There's probably 100 things. Any one thing in particular, I don't know. By and large, things went pretty well last year. I really liked our staff. I like our players. I like the fact that we only signed 15 guys a year ago so that we would have a class, we signed 28 this year, where you can get to know guys better. I like the way we train. I learned a bunch from Mike Sherman in how to set a year-round plan. We implemented it this year so a lot of those blueprint things we've had in place for a couple years. To me, that was big. I'm not saying we did everything perfect but there's no one or two things where I say I wish I had done this or that differently.
10) You were Texas A&M's defensive coordinator in 2011 during Johnny Manziel's redshirt year. Did you see the Johnny Football phenomenon coming on before the rest of us?

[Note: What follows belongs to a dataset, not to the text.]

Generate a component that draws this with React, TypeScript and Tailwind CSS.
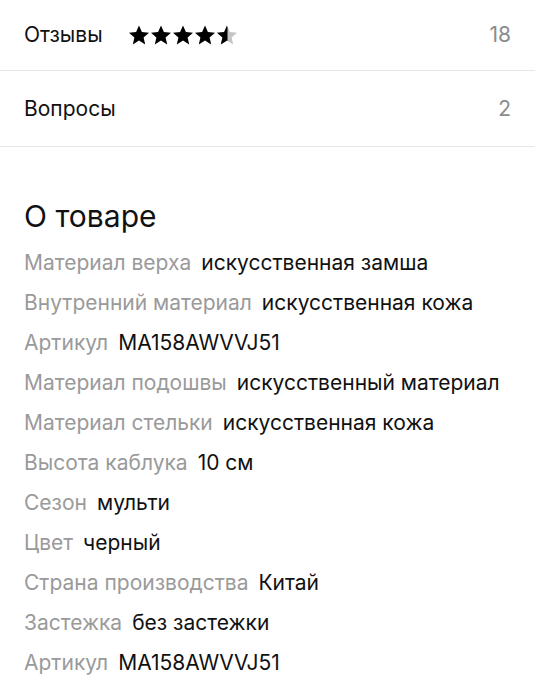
import React from "react";

const props: [string, string][] = [
  ["Материал верха", "искусственная замша"],
  ["Внутренний материал", "искусственная кожа"],
  ["Артикул", "MA158AWVVJ51"],
  ["Материал подошвы", "искусственный материал"],
  ["Материал стельки", "искусственная кожа"],
  ["Высота каблука", "10 см"],
  ["Сезон", "мульти"],
  ["Цвет", "черный"],
  ["Страна производства", "Китай"],
  ["Застежка", "без застежки"],
  ["Артикул", "MA158AWVVJ51"],
];

const STAR = "M12 2.5l2.9 6.6 7.1.6-5.4 4.7 1.6 7-6.2-3.8-6.2 3.8 1.6-7L2 9.7l7.1-.6z";

function Stars() {
  return (
    <div className="flex items-center">
      {[0, 1, 2, 3].map((i) => (
        <svg key={i} width="22" height="22" viewBox="1 1 22 22">
          <path d={STAR} fill="#000" />
        </svg>
      ))}
      <svg width="22" height="22" viewBox="1 1 22 22">
        <defs>
          <clipPath id="half">
            <rect x="0" y="0" width="12.5" height="24" />
          </clipPath>
        </defs>
        <path d={STAR} fill="#c4c4c4" />
        <path d={STAR} fill="#000" clipPath="url(#half)" />
      </svg>
    </div>
  );
}

export default function App() {
  return (
    <div className="w-[535px] h-[700px] overflow-hidden bg-white text-[#111] font-['Inter',sans-serif]">
      <div className="flex items-center justify-between h-[71px] px-6 border-b border-[#e6e6e6] text-[21px]">
        <div className="flex items-center gap-[25px]">
          <span>Отзывы</span>
          <Stars />
        </div>
        <span className="text-[#8c8c8c]">18</span>
      </div>
      <div className="flex items-center justify-between h-[76px] px-6 border-b border-[#e6e6e6] text-[21px]">
        <span>Вопросы</span>
        <span className="text-[#8c8c8c]">2</span>
      </div>

      <div className="px-6 pt-[48px]">
        <h2 className="text-[30px] leading-[42px] mb-[6px]">О товаре</h2>
        <div className="flex flex-col">
          {props.map(([k, v], i) => (
            <div key={i} className="flex items-center gap-[10px] h-[40px] text-[21px]">
              <span className="text-[#9a9a9a]">{k}</span>
              <span>{v}</span>
            </div>
          ))}
        </div>
      </div>
    </div>
  );
}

I knew when he was our scout team quarterback he was pretty special as an athlete. He didn't throw the ball the best of the guys on our team. Ryan Tannehill was pretty good and Jameill Showers I thought probably had an even stronger arm than Tannehill and Matt Joeckel was pretty darn good. I was kind of in the back of my mind thinking if he's not going to be in the mix at quarterback I want him as a safety because he's an athlete, as you can tell. He's a competitive winner, which I loved.
When we were getting ready to play Baylor when they had RGIII, he was our scout team quarterback. I remember getting frustrated at our defense because we couldn't tackle him. Yelling at our guys saying, 'If you can't tackle this little freshman, how in the world are we going to tackle RGIII?' And then after the game our guys are like, 'Coach, I'm telling you, that guy was harder to tackle during our week of practice than RGIII was.' I think RGIII had about 50 yards against us running the football [he had 12 rushes for 15 yards]. Manziel probably had 600 during the week.